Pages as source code

----------------

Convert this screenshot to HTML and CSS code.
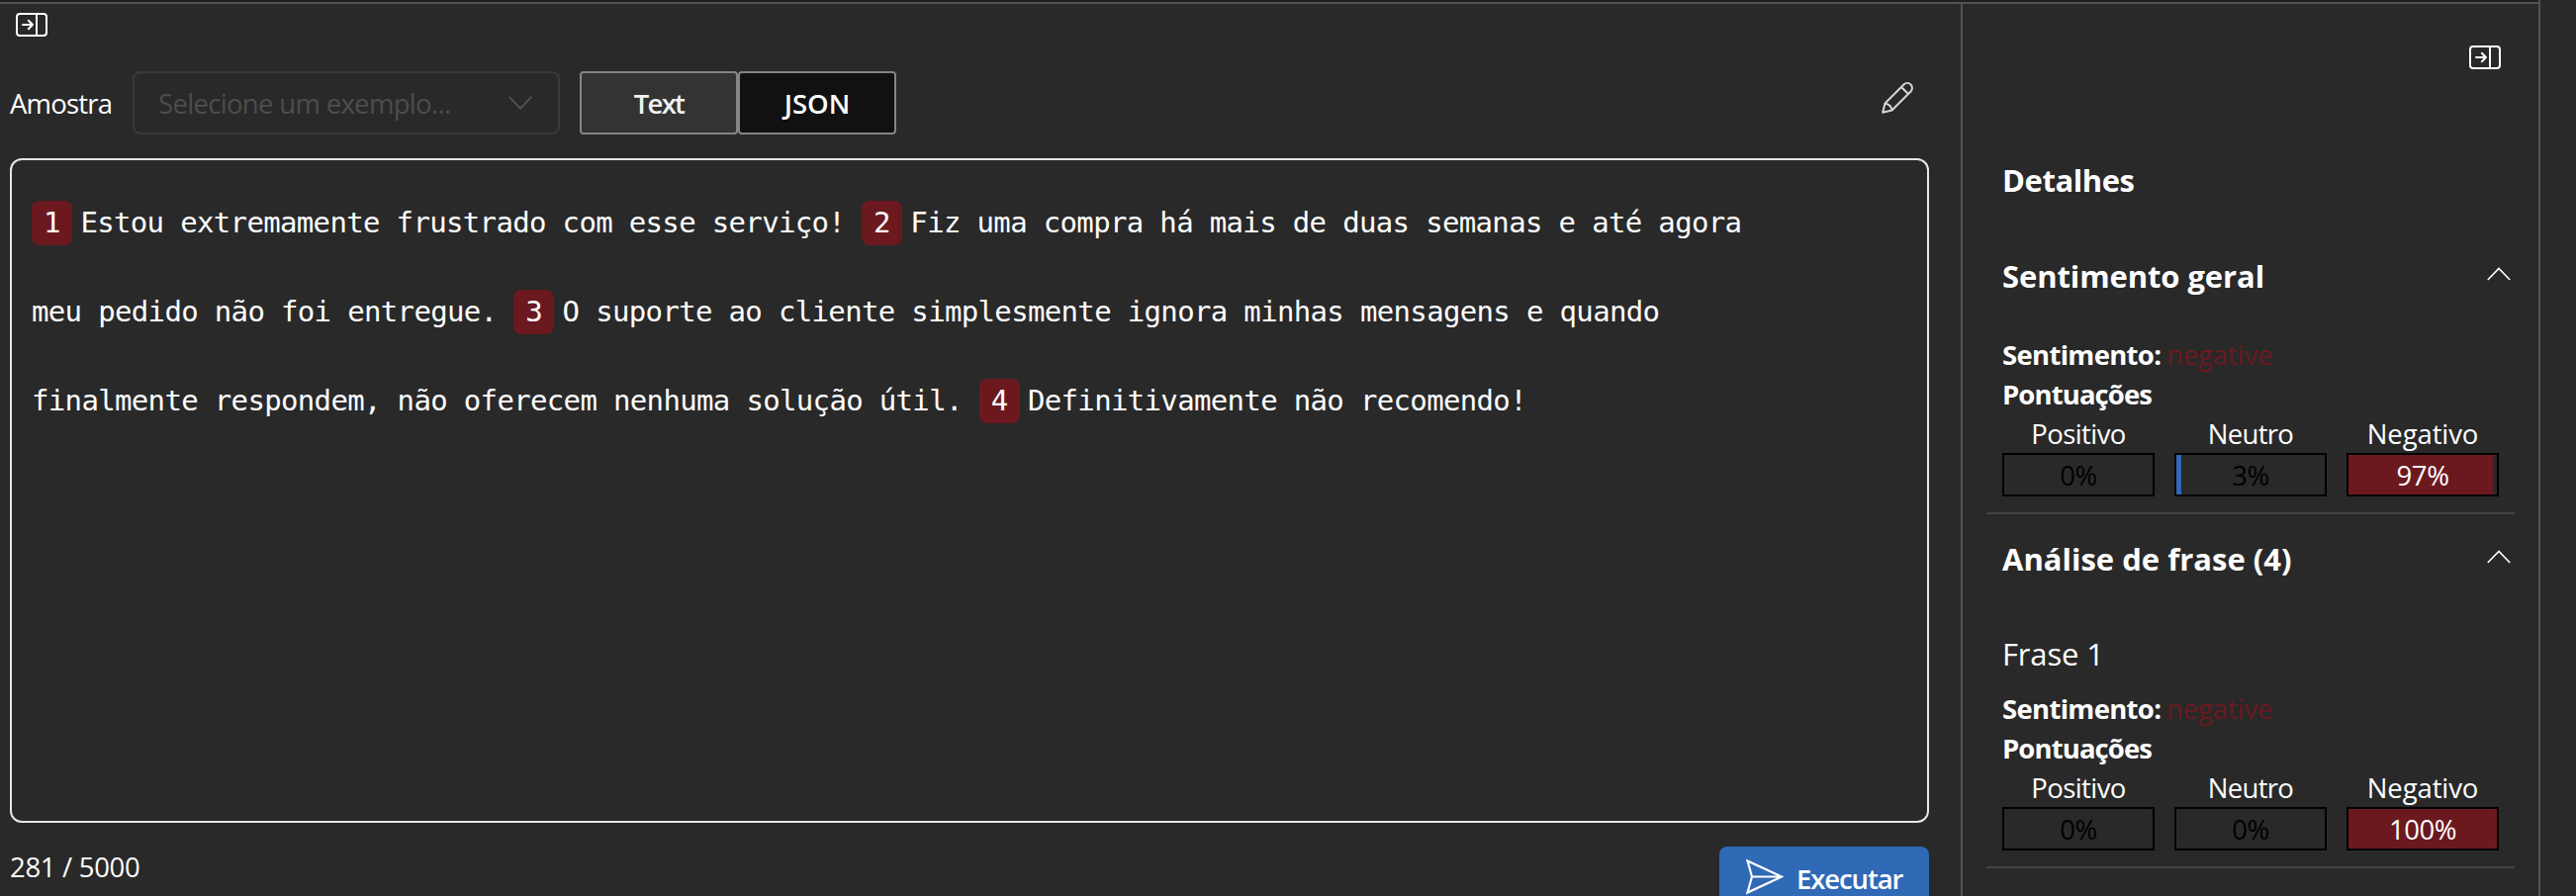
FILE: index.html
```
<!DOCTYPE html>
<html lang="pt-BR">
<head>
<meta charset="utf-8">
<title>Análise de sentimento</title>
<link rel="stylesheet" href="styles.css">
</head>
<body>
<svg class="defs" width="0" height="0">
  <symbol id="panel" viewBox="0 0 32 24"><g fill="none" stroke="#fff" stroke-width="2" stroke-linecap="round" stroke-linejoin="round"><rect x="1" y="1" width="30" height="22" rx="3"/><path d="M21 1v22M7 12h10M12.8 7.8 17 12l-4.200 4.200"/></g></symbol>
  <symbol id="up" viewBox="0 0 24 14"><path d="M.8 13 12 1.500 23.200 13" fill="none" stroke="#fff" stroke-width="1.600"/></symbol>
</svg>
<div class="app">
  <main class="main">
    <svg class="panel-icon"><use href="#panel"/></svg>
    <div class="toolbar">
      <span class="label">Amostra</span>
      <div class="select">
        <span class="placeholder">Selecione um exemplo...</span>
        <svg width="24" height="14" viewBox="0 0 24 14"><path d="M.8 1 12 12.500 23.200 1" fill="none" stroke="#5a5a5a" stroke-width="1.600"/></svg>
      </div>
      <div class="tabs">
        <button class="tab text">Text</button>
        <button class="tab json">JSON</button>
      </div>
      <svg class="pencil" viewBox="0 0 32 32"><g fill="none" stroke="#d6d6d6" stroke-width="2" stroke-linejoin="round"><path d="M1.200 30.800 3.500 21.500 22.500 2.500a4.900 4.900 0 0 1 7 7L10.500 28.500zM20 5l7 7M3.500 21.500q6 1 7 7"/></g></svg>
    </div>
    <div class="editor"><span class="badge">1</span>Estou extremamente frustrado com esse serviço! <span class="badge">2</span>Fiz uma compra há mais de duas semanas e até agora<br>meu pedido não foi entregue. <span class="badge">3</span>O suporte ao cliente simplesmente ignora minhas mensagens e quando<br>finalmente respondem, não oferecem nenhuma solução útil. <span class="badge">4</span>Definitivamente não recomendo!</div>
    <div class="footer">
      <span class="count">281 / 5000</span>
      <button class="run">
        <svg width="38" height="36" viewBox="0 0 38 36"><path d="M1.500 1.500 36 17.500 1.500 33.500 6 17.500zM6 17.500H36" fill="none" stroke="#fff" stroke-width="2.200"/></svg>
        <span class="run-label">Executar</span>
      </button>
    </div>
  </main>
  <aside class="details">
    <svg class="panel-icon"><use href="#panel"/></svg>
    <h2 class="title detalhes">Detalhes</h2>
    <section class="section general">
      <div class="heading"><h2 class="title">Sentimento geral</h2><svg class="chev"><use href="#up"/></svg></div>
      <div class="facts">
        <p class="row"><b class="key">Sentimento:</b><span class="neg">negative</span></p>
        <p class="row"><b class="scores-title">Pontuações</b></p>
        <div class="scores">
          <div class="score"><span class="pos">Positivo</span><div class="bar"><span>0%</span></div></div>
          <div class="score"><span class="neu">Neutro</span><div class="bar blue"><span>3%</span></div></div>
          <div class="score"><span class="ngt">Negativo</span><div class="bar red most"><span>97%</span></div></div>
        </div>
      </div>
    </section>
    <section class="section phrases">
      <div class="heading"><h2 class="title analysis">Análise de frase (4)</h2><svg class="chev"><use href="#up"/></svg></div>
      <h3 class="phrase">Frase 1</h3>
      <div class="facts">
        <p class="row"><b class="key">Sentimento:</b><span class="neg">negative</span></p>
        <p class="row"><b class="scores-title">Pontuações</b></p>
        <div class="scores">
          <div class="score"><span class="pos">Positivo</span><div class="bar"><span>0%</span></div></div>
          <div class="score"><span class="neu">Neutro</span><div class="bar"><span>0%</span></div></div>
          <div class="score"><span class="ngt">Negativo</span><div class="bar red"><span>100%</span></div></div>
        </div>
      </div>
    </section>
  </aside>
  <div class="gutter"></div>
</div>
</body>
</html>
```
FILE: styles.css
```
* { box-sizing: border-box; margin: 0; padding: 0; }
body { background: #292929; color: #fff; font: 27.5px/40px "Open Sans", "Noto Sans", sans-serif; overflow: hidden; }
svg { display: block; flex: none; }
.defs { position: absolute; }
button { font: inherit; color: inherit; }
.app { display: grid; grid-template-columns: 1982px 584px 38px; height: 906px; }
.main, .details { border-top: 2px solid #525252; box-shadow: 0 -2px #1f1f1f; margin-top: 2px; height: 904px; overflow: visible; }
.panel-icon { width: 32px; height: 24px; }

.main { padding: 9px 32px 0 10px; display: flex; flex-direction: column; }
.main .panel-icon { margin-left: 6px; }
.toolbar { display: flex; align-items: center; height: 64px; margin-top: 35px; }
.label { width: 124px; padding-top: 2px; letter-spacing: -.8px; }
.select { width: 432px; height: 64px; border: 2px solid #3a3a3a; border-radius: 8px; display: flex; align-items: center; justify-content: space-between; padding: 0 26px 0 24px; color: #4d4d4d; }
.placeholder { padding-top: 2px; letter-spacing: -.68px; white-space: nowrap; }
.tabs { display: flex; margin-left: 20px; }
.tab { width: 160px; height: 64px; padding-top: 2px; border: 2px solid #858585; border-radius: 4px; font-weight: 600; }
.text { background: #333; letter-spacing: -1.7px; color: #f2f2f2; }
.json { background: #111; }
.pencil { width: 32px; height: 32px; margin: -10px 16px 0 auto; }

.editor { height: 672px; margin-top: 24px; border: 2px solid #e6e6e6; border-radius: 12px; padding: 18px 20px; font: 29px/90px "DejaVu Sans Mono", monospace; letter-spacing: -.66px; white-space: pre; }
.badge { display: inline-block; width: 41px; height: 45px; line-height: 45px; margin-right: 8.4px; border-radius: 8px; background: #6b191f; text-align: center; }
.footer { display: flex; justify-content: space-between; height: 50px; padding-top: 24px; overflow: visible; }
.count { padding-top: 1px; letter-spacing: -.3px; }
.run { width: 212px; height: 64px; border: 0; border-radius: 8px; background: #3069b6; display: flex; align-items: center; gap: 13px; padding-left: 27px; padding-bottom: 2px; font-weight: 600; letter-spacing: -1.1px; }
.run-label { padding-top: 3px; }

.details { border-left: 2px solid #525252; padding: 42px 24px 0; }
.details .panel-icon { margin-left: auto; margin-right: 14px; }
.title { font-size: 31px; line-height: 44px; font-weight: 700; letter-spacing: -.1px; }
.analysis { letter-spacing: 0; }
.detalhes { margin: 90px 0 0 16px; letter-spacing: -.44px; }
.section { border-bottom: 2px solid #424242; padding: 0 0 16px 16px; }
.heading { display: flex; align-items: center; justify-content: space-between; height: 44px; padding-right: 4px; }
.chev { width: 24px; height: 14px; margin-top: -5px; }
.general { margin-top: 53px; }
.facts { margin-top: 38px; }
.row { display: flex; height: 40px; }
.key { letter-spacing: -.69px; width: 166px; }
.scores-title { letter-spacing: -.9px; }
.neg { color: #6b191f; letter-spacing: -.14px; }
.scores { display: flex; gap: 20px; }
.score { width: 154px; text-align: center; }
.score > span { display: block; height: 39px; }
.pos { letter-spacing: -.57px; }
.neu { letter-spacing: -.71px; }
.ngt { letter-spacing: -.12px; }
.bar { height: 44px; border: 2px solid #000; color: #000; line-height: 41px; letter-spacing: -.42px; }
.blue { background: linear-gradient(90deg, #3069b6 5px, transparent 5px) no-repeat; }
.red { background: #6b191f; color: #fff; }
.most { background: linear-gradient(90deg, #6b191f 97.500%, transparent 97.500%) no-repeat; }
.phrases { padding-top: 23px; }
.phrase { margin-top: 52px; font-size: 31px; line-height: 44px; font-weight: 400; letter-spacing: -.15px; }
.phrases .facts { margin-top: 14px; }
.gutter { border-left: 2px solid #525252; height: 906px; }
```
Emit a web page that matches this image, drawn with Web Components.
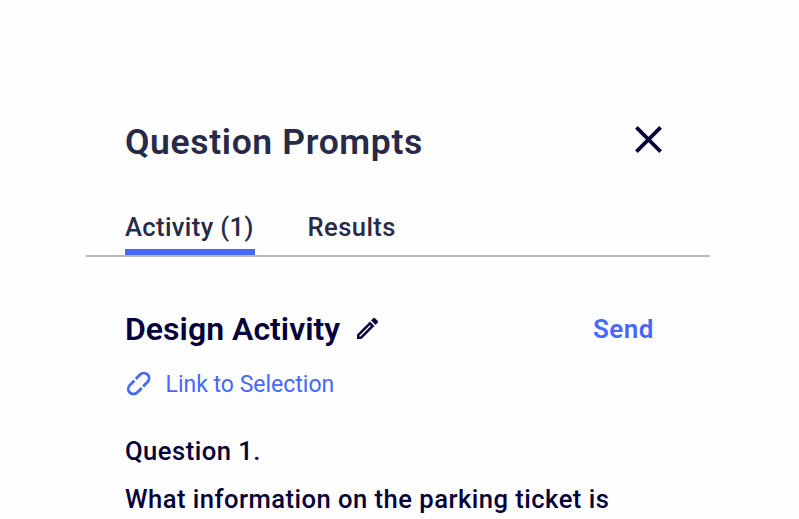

----------------

The problem: Leaving aside the images, write out the entries above word for word.

Correct output:
Convert this screenshot to HTML and CSS code.
FILE: index.html
```
<!DOCTYPE html>
<html lang="pt-BR">
<head>
<meta charset="utf-8">
<title>Análise de sentimento</title>
<link rel="stylesheet" href="styles.css">
</head>
<body>
<svg class="defs" width="0" height="0">
  <symbol id="panel" viewBox="0 0 32 24"><g fill="none" stroke="#fff" stroke-width="2" stroke-linecap="round" stroke-linejoin="round"><rect x="1" y="1" width="30" height="22" rx="3"/><path d="M21 1v22M7 12h10M12.8 7.8 17 12l-4.200 4.200"/></g></symbol>
  <symbol id="up" viewBox="0 0 24 14"><path d="M.8 13 12 1.500 23.200 13" fill="none" stroke="#fff" stroke-width="1.600"/></symbol>
</svg>
<div class="app">
  <main class="main">
    <svg class="panel-icon"><use href="#panel"/></svg>
    <div class="toolbar">
      <span class="label">Amostra</span>
      <div class="select">
        <span class="placeholder">Selecione um exemplo...</span>
        <svg width="24" height="14" viewBox="0 0 24 14"><path d="M.8 1 12 12.500 23.200 1" fill="none" stroke="#5a5a5a" stroke-width="1.600"/></svg>
      </div>
      <div class="tabs">
        <button class="tab text">Text</button>
        <button class="tab json">JSON</button>
      </div>
      <svg class="pencil" viewBox="0 0 32 32"><g fill="none" stroke="#d6d6d6" stroke-width="2" stroke-linejoin="round"><path d="M1.200 30.800 3.500 21.500 22.500 2.500a4.900 4.900 0 0 1 7 7L10.500 28.500zM20 5l7 7M3.500 21.500q6 1 7 7"/></g></svg>
    </div>
    <div class="editor"><span class="badge">1</span>Estou extremamente frustrado com esse serviço! <span class="badge">2</span>Fiz uma compra há mais de duas semanas e até agora<br>meu pedido não foi entregue. <span class="badge">3</span>O suporte ao cliente simplesmente ignora minhas mensagens e quando<br>finalmente respondem, não oferecem nenhuma solução útil. <span class="badge">4</span>Definitivamente não recomendo!</div>
    <div class="footer">
      <span class="count">281 / 5000</span>
      <button class="run">
        <svg width="38" height="36" viewBox="0 0 38 36"><path d="M1.500 1.500 36 17.500 1.500 33.500 6 17.500zM6 17.500H36" fill="none" stroke="#fff" stroke-width="2.200"/></svg>
        <span class="run-label">Executar</span>
      </button>
    </div>
  </main>
  <aside class="details">
    <svg class="panel-icon"><use href="#panel"/></svg>
    <h2 class="title detalhes">Detalhes</h2>
    <section class="section general">
      <div class="heading"><h2 class="title">Sentimento geral</h2><svg class="chev"><use href="#up"/></svg></div>
      <div class="facts">
        <p class="row"><b class="key">Sentimento:</b><span class="neg">negative</span></p>
        <p class="row"><b class="scores-title">Pontuações</b></p>
        <div class="scores">
          <div class="score"><span class="pos">Positivo</span><div class="bar"><span>0%</span></div></div>
          <div class="score"><span class="neu">Neutro</span><div class="bar blue"><span>3%</span></div></div>
          <div class="score"><span class="ngt">Negativo</span><div class="bar red most"><span>97%</span></div></div>
        </div>
      </div>
    </section>
    <section class="section phrases">
      <div class="heading"><h2 class="title analysis">Análise de frase (4)</h2><svg class="chev"><use href="#up"/></svg></div>
      <h3 class="phrase">Frase 1</h3>
      <div class="facts">
        <p class="row"><b class="key">Sentimento:</b><span class="neg">negative</span></p>
        <p class="row"><b class="scores-title">Pontuações</b></p>
        <div class="scores">
          <div class="score"><span class="pos">Positivo</span><div class="bar"><span>0%</span></div></div>
          <div class="score"><span class="neu">Neutro</span><div class="bar"><span>0%</span></div></div>
          <div class="score"><span class="ngt">Negativo</span><div class="bar red"><span>100%</span></div></div>
        </div>
      </div>
    </section>
  </aside>
  <div class="gutter"></div>
</div>
</body>
</html>
```
FILE: styles.css
```
* { box-sizing: border-box; margin: 0; padding: 0; }
body { background: #292929; color: #fff; font: 27.5px/40px "Open Sans", "Noto Sans", sans-serif; overflow: hidden; }
svg { display: block; flex: none; }
.defs { position: absolute; }
button { font: inherit; color: inherit; }
.app { display: grid; grid-template-columns: 1982px 584px 38px; height: 906px; }
.main, .details { border-top: 2px solid #525252; box-shadow: 0 -2px #1f1f1f; margin-top: 2px; height: 904px; overflow: visible; }
.panel-icon { width: 32px; height: 24px; }

.main { padding: 9px 32px 0 10px; display: flex; flex-direction: column; }
.main .panel-icon { margin-left: 6px; }
.toolbar { display: flex; align-items: center; height: 64px; margin-top: 35px; }
.label { width: 124px; padding-top: 2px; letter-spacing: -.8px; }
.select { width: 432px; height: 64px; border: 2px solid #3a3a3a; border-radius: 8px; display: flex; align-items: center; justify-content: space-between; padding: 0 26px 0 24px; color: #4d4d4d; }
.placeholder { padding-top: 2px; letter-spacing: -.68px; white-space: nowrap; }
.tabs { display: flex; margin-left: 20px; }
.tab { width: 160px; height: 64px; padding-top: 2px; border: 2px solid #858585; border-radius: 4px; font-weight: 600; }
.text { background: #333; letter-spacing: -1.7px; color: #f2f2f2; }
.json { background: #111; }
.pencil { width: 32px; height: 32px; margin: -10px 16px 0 auto; }

.editor { height: 672px; margin-top: 24px; border: 2px solid #e6e6e6; border-radius: 12px; padding: 18px 20px; font: 29px/90px "DejaVu Sans Mono", monospace; letter-spacing: -.66px; white-space: pre; }
.badge { display: inline-block; width: 41px; height: 45px; line-height: 45px; margin-right: 8.4px; border-radius: 8px; background: #6b191f; text-align: center; }
.footer { display: flex; justify-content: space-between; height: 50px; padding-top: 24px; overflow: visible; }
.count { padding-top: 1px; letter-spacing: -.3px; }
.run { width: 212px; height: 64px; border: 0; border-radius: 8px; background: #3069b6; display: flex; align-items: center; gap: 13px; padding-left: 27px; padding-bottom: 2px; font-weight: 600; letter-spacing: -1.1px; }
.run-label { padding-top: 3px; }

.details { border-left: 2px solid #525252; padding: 42px 24px 0; }
.details .panel-icon { margin-left: auto; margin-right: 14px; }
.title { font-size: 31px; line-height: 44px; font-weight: 700; letter-spacing: -.1px; }
.analysis { letter-spacing: 0; }
.detalhes { margin: 90px 0 0 16px; letter-spacing: -.44px; }
.section { border-bottom: 2px solid #424242; padding: 0 0 16px 16px; }
.heading { display: flex; align-items: center; justify-content: space-between; height: 44px; padding-right: 4px; }
.chev { width: 24px; height: 14px; margin-top: -5px; }
.general { margin-top: 53px; }
.facts { margin-top: 38px; }
.row { display: flex; height: 40px; }
.key { letter-spacing: -.69px; width: 166px; }
.scores-title { letter-spacing: -.9px; }
.neg { color: #6b191f; letter-spacing: -.14px; }
.scores { display: flex; gap: 20px; }
.score { width: 154px; text-align: center; }
.score > span { display: block; height: 39px; }
.pos { letter-spacing: -.57px; }
.neu { letter-spacing: -.71px; }
.ngt { letter-spacing: -.12px; }
.bar { height: 44px; border: 2px solid #000; color: #000; line-height: 41px; letter-spacing: -.42px; }
.blue { background: linear-gradient(90deg, #3069b6 5px, transparent 5px) no-repeat; }
.red { background: #6b191f; color: #fff; }
.most { background: linear-gradient(90deg, #6b191f 97.500%, transparent 97.500%) no-repeat; }
.phrases { padding-top: 23px; }
.phrase { margin-top: 52px; font-size: 31px; line-height: 44px; font-weight: 400; letter-spacing: -.15px; }
.phrases .facts { margin-top: 14px; }
.gutter { border-left: 2px solid #525252; height: 906px; }
```
Emit a web page that matches this image, drawn with Web Components.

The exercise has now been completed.